Appearing on CNN's "State of the Union," Sen. Dick Durbin (D-Ill.), one of the chamber's foremost progressives, said that while he supported a government-run option for insurance, he was "open" to alternatives.

"Just understand that, after we pass this bill -- and I hope we do -- in the Senate, it will go to conference committee," said Durbin. "We'll have a chance to work out all of our differences."

"So we'll see how this ends, but I don't want the process to be filibustered to failure, which unfortunately, many senators are trying to do," Durbin added. "I want to make sure that we do something positive for the American people."

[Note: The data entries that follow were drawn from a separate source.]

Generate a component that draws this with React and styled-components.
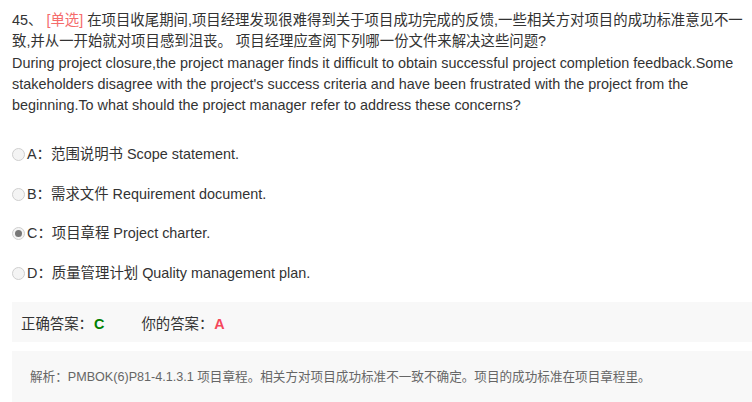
import React from "react";
import styled, { createGlobalStyle } from "styled-components";

const Global = createGlobalStyle`
  html, body { margin: 0; padding: 0; background: #fff; }
  body { font-family: "Liberation Sans", Arial, "Noto Sans CJK SC", sans-serif; color: #333; }
`;

const Page = styled.div`
  padding: 10px 0 0 12px;
  width: 752px;
  box-sizing: border-box;
`;

const Question = styled.div`
  font-size: 14.4px;
  line-height: 21.25px;
  width: 738px;
  margin-bottom: 18px;
`;

const Tag = styled.span`
  color: #f56c6c;
`;

const Options = styled.div`
  margin-bottom: 10px;
`;

const Option = styled.label`
  display: flex;
  align-items: center;
  height: 39.5px;
  font-size: 14.4px;
  line-height: 21px;
  padding-top: 1px;
  box-sizing: border-box;
`;

const Radio = styled.span`
  width: 11px;
  height: 11px;
  border-radius: 50%;
  border: 1px solid #cfcfcf;
  background: #f4f4f4;
  box-sizing: content-box;
  margin-right: 2px;
  display: flex;
  align-items: center;
  justify-content: center;
  &::after {
    content: "";
    width: 7px;
    height: 7px;
    border-radius: 50%;
    background: ${(p) => (p.checked ? "#777" : "transparent")};
  }
`;

const AnswerBar = styled.div`
  background: #f8f8f8;
  height: 40px;
  display: flex;
  align-items: center;
  padding-left: 9px;
  font-size: 14.4px;
  margin-bottom: 9px;
`;

const AnswerItem = styled.span`
  margin-right: ${(p) => p.gap || 0}px;
`;

const Letter = styled.b`
  color: ${(p) => p.color};
  font-weight: bold;
  margin-left: 1px;
`;

const Explain = styled.div`
  background: #f8f8f8;
  padding: 16px 18px 20px;
  font-size: 12.6px;
  line-height: 20px;
  color: #666;
`;

const options = [
  { key: "A", text: "范围说明书 Scope statement." },
  { key: "B", text: "需求文件 Requirement document." },
  { key: "C", text: "项目章程 Project charter.", checked: true },
  { key: "D", text: "质量管理计划 Quality management plan." },
];

export default function App() {
  return (
    <Page>
      <Global />
      <Question>
        <span>45、</span> <Tag>[单选]</Tag> 在项目收尾期间,项目经理发现很难得到关于项目成功完成的反馈,一些相关方对项目的成功标准意见不一致,并从一开始就对项目感到沮丧。 项目经理应查阅下列哪一份文件来解决这些问题?
        <br />
        During project closure,the project manager finds it difficult to obtain successful project completion feedback.Some stakeholders disagree with the project's success criteria and have been frustrated with the project from the beginning.To what should the project manager refer to address these concerns?
      </Question>
      <Options>
        {options.map((o) => (
          <Option key={o.key}>
            <Radio checked={o.checked} />
            {o.key}：{o.text}
          </Option>
        ))}
      </Options>
      <AnswerBar>
        <AnswerItem gap={37}>
          正确答案：<Letter color="#008000">C</Letter>
        </AnswerItem>
        <AnswerItem>
          你的答案：<Letter color="#f5475b">A</Letter>
        </AnswerItem>
      </AnswerBar>
      <Explain>
        解析：PMBOK(6)P81-4.1.3.1 项目章程。相关方对项目成功标准不一致不确定。项目的成功标准在项目章程里。
      </Explain>
    </Page>
  );
}
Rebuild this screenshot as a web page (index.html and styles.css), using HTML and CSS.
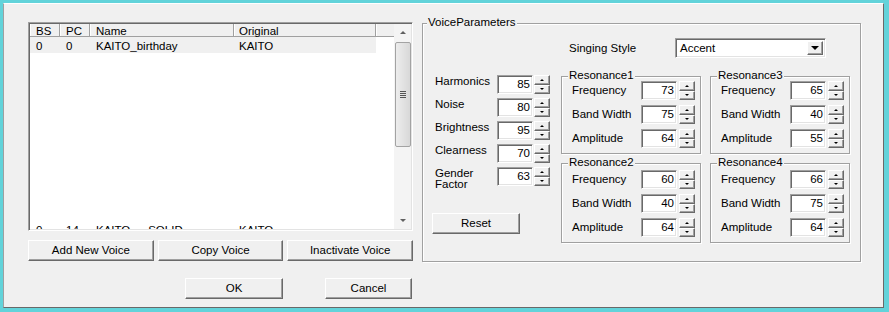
FILE: index.html
```html
<!DOCTYPE html>
<html>
<head>
<meta charset="utf-8">
<link rel="stylesheet" href="styles.css">
</head>
<body>
<div class="win">
  <div class="frame">
    <div class="client">
      <div class="left">
        <div class="list">
          <div class="list-main">
            <div class="lv-head">
              <div class="hc c-bs">BS</div>
              <div class="hc c-pc">PC</div>
              <div class="hc c-name">Name</div>
              <div class="hc c-orig">Original</div>
              <div class="hc c-fill"></div>
            </div>
            <div class="lv-row sel">
              <div class="cell c-bs">0</div>
              <div class="cell c-pc">0</div>
              <div class="cell c-name">KAITO_birthday</div>
              <div class="cell c-orig">KAITO</div>
            </div>
            <div class="lv-gap"></div>
            <div class="lv-row">
              <div class="cell c-bs">0</div>
              <div class="cell c-pc">14</div>
              <div class="cell c-name">KAITO ← SOLID</div>
              <div class="cell c-orig">KAITO</div>
            </div>
          </div>
          <div class="vscroll">
            <div class="sb-btn"><span class="tri-up"></span></div>
            <div class="thumb"><span class="grip"></span></div>
            <div class="sb-track"></div>
            <div class="sb-btn"><span class="tri-dn"></span></div>
          </div>
        </div>
        <div class="btn-row">
          <div class="btn">Add New Voice</div>
          <div class="btn">Copy Voice</div>
          <div class="btn">Inactivate Voice</div>
        </div>
        <div class="ok-row">
          <div class="btn ok">OK</div>
          <div class="btn cancel">Cancel</div>
        </div>
      </div>

      <div class="vp">
        <span class="legend">VoiceParameters</span>
        <div class="style-row">
          <span class="style-label">Singing Style</span>
          <div class="combo"><span class="combo-text">Accent</span><span class="combo-btn"><span class="tri-combo"></span></span></div>
        </div>
        <div class="cols">
          <div class="params">
            <div class="prow"><span class="plabel">Harmonics</span><div class="num">85</div><div class="spin"><span class="sp"><span class="tri-up"></span></span><span class="sp"><span class="tri-dn"></span></span></div></div>
            <div class="prow"><span class="plabel">Noise</span><div class="num">80</div><div class="spin"><span class="sp"><span class="tri-up"></span></span><span class="sp"><span class="tri-dn"></span></span></div></div>
            <div class="prow"><span class="plabel">Brightness</span><div class="num">95</div><div class="spin"><span class="sp"><span class="tri-up"></span></span><span class="sp"><span class="tri-dn"></span></span></div></div>
            <div class="prow"><span class="plabel">Clearness</span><div class="num">70</div><div class="spin"><span class="sp"><span class="tri-up"></span></span><span class="sp"><span class="tri-dn"></span></span></div></div>
            <div class="prow"><span class="plabel two">Gender<br>Factor</span><div class="num">63</div><div class="spin"><span class="sp"><span class="tri-up"></span></span><span class="sp"><span class="tri-dn"></span></span></div></div>
            <div class="btn reset">Reset</div>
          </div>

          <div class="rcol">
            <div class="res r-top">
              <span class="legend rleg">Resonance1</span>
              <div class="rrow"><span class="rlabel">Frequency</span><div class="num">73</div><div class="spin"><span class="sp"><span class="tri-up"></span></span><span class="sp"><span class="tri-dn"></span></span></div></div>
              <div class="rrow"><span class="rlabel">Band Width</span><div class="num">75</div><div class="spin"><span class="sp"><span class="tri-up"></span></span><span class="sp"><span class="tri-dn"></span></span></div></div>
              <div class="rrow"><span class="rlabel">Amplitude</span><div class="num">64</div><div class="spin"><span class="sp"><span class="tri-up"></span></span><span class="sp"><span class="tri-dn"></span></span></div></div>
            </div>
            <div class="res r-bot">
              <span class="legend rleg">Resonance2</span>
              <div class="rrow"><span class="rlabel">Frequency</span><div class="num">60</div><div class="spin"><span class="sp"><span class="tri-up"></span></span><span class="sp"><span class="tri-dn"></span></span></div></div>
              <div class="rrow"><span class="rlabel">Band Width</span><div class="num">40</div><div class="spin"><span class="sp"><span class="tri-up"></span></span><span class="sp"><span class="tri-dn"></span></span></div></div>
              <div class="rrow"><span class="rlabel">Amplitude</span><div class="num">64</div><div class="spin"><span class="sp"><span class="tri-up"></span></span><span class="sp"><span class="tri-dn"></span></span></div></div>
            </div>
          </div>

          <div class="rcol">
            <div class="res r-top">
              <span class="legend rleg">Resonance3</span>
              <div class="rrow"><span class="rlabel">Frequency</span><div class="num">65</div><div class="spin"><span class="sp"><span class="tri-up"></span></span><span class="sp"><span class="tri-dn"></span></span></div></div>
              <div class="rrow"><span class="rlabel">Band Width</span><div class="num">40</div><div class="spin"><span class="sp"><span class="tri-up"></span></span><span class="sp"><span class="tri-dn"></span></span></div></div>
              <div class="rrow"><span class="rlabel">Amplitude</span><div class="num">55</div><div class="spin"><span class="sp"><span class="tri-up"></span></span><span class="sp"><span class="tri-dn"></span></span></div></div>
            </div>
            <div class="res r-bot">
              <span class="legend rleg">Resonance4</span>
              <div class="rrow"><span class="rlabel">Frequency</span><div class="num">66</div><div class="spin"><span class="sp"><span class="tri-up"></span></span><span class="sp"><span class="tri-dn"></span></span></div></div>
              <div class="rrow"><span class="rlabel">Band Width</span><div class="num">75</div><div class="spin"><span class="sp"><span class="tri-up"></span></span><span class="sp"><span class="tri-dn"></span></span></div></div>
              <div class="rrow"><span class="rlabel">Amplitude</span><div class="num">64</div><div class="spin"><span class="sp"><span class="tri-up"></span></span><span class="sp"><span class="tri-dn"></span></span></div></div>
            </div>
          </div>
        </div>
      </div>
    </div>
  </div>
</div>
</body>
</html>
```
FILE: styles.css
```css
* { box-sizing: border-box; }
html, body { margin: 0; padding: 0; }
body {
  font-family: "Liberation Sans", Arial, sans-serif;
  font-size: 11.5px;
  color: #000;
  background: #f0f0f0;
}

.win {
  width: 889px;
  height: 312px;
  border-style: solid;
  border-color: #62d3da;
  border-width: 3px 5px 4px 3px;
}
.frame {
  height: 100%;
  border: 1px solid;
  border-color: #fff #696969 #696969 #a0a0a0;
  background: #f0f0f0;
}
.client {
  display: flex;
  align-items: flex-start;
  padding: 18px 0 0 24px;
}

/* ---------- left column ---------- */
.left {
  width: 385px;
  display: flex;
  flex-direction: column;
}
.list {
  height: 209px;
  display: flex;
  border: 1px solid;
  border-color: #a0a0a0 #fff #fff #a0a0a0;
  padding: 1px;
  background: #fff;
  box-shadow: inset 1px 1px #696969, inset -1px -1px #e3e3e3;
}
.list-main {
  flex: 1;
  display: flex;
  flex-direction: column;
  overflow: hidden;
  background: #fff;
}
.lv-head {
  display: flex;
  height: 13px;
  flex: none;
  background: #f0f0f0;
  border-bottom: 1px solid #a0a0a0;
}
.hc {
  height: 12px;
  line-height: 14px;
  padding-left: 6px;
  border-right: 1px solid #a0a0a0;
  box-shadow: inset 1px 0 #fff;
  white-space: nowrap;
}
.c-bs { width: 30px; flex: none; }
.c-pc { width: 30px; flex: none; }
.c-name { width: 144px; flex: none; }
.c-orig { width: 142px; flex: none; padding-left: 5px; }
.c-fill { flex: 1; border-right: none; }

.lv-row {
  display: flex;
  height: 16px;
  flex: none;
}
.cell {
  height: 16px;
  line-height: 14px;
  padding-top: 2px;
  padding-left: 6px;
  white-space: nowrap;
}
.cell.c-orig { padding-left: 5px; }
.lv-row.sel .cell { background: #f0f0f0; }
.lv-gap { height: 168px; flex: none; }

.vscroll {
  width: 17px;
  flex: none;
  display: flex;
  flex-direction: column;
  background: #f4f4f4;
}
.sb-btn {
  height: 17px;
  flex: none;
  display: flex;
  align-items: center;
  justify-content: center;
}
.thumb {
  height: 105px;
  margin: 1px 0 0 1px;
  flex: none;
  border: 1px solid #a3a3a3;
  border-radius: 2px;
  background: linear-gradient(to right, #ededed, #d8d8d8);
  display: flex;
  align-items: center;
  justify-content: center;
}
.grip {
  width: 6px;
  height: 7px;
  background: repeating-linear-gradient(to bottom, #555 0 1px, transparent 1px 2px);
}
.sb-track { flex: 1; }

.tri-up {
  width: 0; height: 0;
  border-left: 3px solid transparent;
  border-right: 3px solid transparent;
  border-bottom: 3px solid #606060;
}
.tri-dn {
  width: 0; height: 0;
  border-left: 3px solid transparent;
  border-right: 3px solid transparent;
  border-top: 3px solid #606060;
}

.btn {
  height: 21px;
  line-height: 19px;
  text-align: center;
  background: #f0f0f0;
  border: 1px solid;
  border-color: #fff #696969 #696969 #fff;
  box-shadow: inset -1px -1px #a0a0a0;
  white-space: nowrap;
}
.btn-row {
  display: flex;
  gap: 4px;
  margin-top: 9px;
}
.btn-row .btn { flex: 1; }
.ok-row {
  display: flex;
  margin-top: 17px;
}
.ok { width: 98px; margin-left: 157px; }
.cancel { width: 87px; margin-left: 42px; }

/* ---------- voice parameters ---------- */
.vp {
  position: relative;
  width: 439px;
  height: 239px;
  margin: 1px 0 0 9px;
  padding: 14px 0 0 9px;
  border: 1px solid #a0a0a0;
  box-shadow: inset 1px 1px #fff, 1px 1px #fff;
}
.legend {
  position: absolute;
  top: -8px;
  left: 4px;
  padding: 0 1px;
  line-height: 13px;
  background: #f0f0f0;
  white-space: nowrap;
}
.style-row {
  display: flex;
  height: 20px;
}
.style-label {
  width: 106px;
  margin-left: 137px;
  line-height: 20px;
}
.combo {
  width: 151px;
  height: 20px;
  display: flex;
  align-items: center;
  justify-content: space-between;
  background: #fff;
  border: 1px solid;
  border-color: #a0a0a0 #fff #fff #a0a0a0;
  box-shadow: inset 1px 1px #696969, inset -1px -1px #e3e3e3;
  padding: 2px 2px 2px 4px;
}
.combo-text { line-height: 14px; }
.combo-btn {
  width: 16px;
  height: 14px;
  display: flex;
  align-items: center;
  justify-content: center;
  background: #f0f0f0;
  border: 1px solid;
  border-color: #fff #696969 #696969 #fff;
  box-shadow: inset -1px -1px #a0a0a0;
}
.tri-combo {
  width: 0; height: 0;
  border-left: 4px solid transparent;
  border-right: 4px solid transparent;
  border-top: 4px solid #000;
}

.cols {
  display: flex;
  align-items: flex-start;
  margin-top: 17px;
}
.params {
  width: 118px;
  display: flex;
  flex-direction: column;
}
.prow {
  display: flex;
  align-items: flex-start;
  height: 23px;
}
.plabel {
  width: 65px;
  padding-left: 3px;
  line-height: 12px;
  white-space: nowrap;
}
.plabel.two { line-height: 11px; padding-top: 1px; }

.num {
  width: 36px;
  height: 19px;
  flex: none;
  background: #fff;
  border: 1px solid;
  border-color: #a0a0a0 #fff #fff #a0a0a0;
  box-shadow: inset 1px 1px #696969, inset -1px -1px #e3e3e3;
  text-align: right;
  padding-right: 2px;
  line-height: 17px;
}
.spin {
  width: 16px;
  height: 19px;
  flex: none;
  margin-left: 1px;
  display: flex;
  flex-direction: column;
}
.sp {
  flex: 1;
  display: flex;
  align-items: center;
  justify-content: center;
  background: #f0f0f0;
  border: 1px solid;
  border-color: #fff #696969 #696969 #fff;
  box-shadow: inset -1px -1px #a0a0a0;
}
.sp .tri-up, .sp .tri-dn {
  border-left-width: 2px;
  border-right-width: 2px;
  border-top-color: #000;
  border-bottom-color: #000;
}
.sp .tri-up { border-bottom-width: 2px; }
.sp .tri-dn { border-top-width: 2px; }

.reset {
  width: 88px;
  margin-top: 23px;
}

.rcol {
  width: 140px;
  margin-left: 11px;
  display: flex;
  flex-direction: column;
}
.rcol + .rcol { margin-left: 9px; }
.res {
  position: relative;
  display: flex;
  flex-direction: column;
  gap: 5px;
  padding-left: 10px;
  border: 1px solid #a0a0a0;
  box-shadow: inset 1px 1px #fff, 1px 1px #fff;
}
.r-top { margin-top: 1px; padding-top: 4px; padding-bottom: 5px; }
.r-bot { margin-top: 9px; padding-top: 6px; padding-bottom: 5px; }
.rleg { top: -8px; left: 6px; }
.rrow {
  display: flex;
  align-items: center;
  height: 19px;
}
.rlabel {
  width: 69px;
  line-height: 17px;
  white-space: nowrap;
}
.rrow .spin { margin-left: 2px; }
```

The comments are similar to the line coming from the White House in recent days, with officials indicating that they would be open to a co-op based insurance model, provided that it had enough leverage to lower costs for consumers. (In this plan, non-profit cooperatives would get a charter from the government to take premiums from members and cover claims, expanding the risk pool for individuals buying insurance). Indeed, for Durbin to make the remarks he did on CNN is a strong indication that the party -- from Obama on down -- sees the public option as a likely victim in an effort to get 60 votes for health care's passage in the Senate.

However, not everyone is willing to concede that 60 votes are needed. On ABC's "This Week," former Vermont Governor and DNC Chair Howard Dean said that Democrats should be comfortable using reconciliation (which would require 51 votes) in order to get legislation -- including a public option -- through the Senate.

In an effort at bridging divides within the Democratic Party, Dean also complimented the more conservative Blue Dog members for forcing changes to the legislation that freed up small businesses from burdensome health care costs.

"This bill is terrific for a small business," said Dean. "The Blue Dogs made it a better bill, and I hope by the time gets through, it gets even better. Right now in the House bill... if you're a small business with a payroll of less than $500,000, you have no responsibility whatsoever to give your employees health insurance. That now becomes a subsidy based on your income. And then you can choose either the private or public sector. This is choice. This is real choice."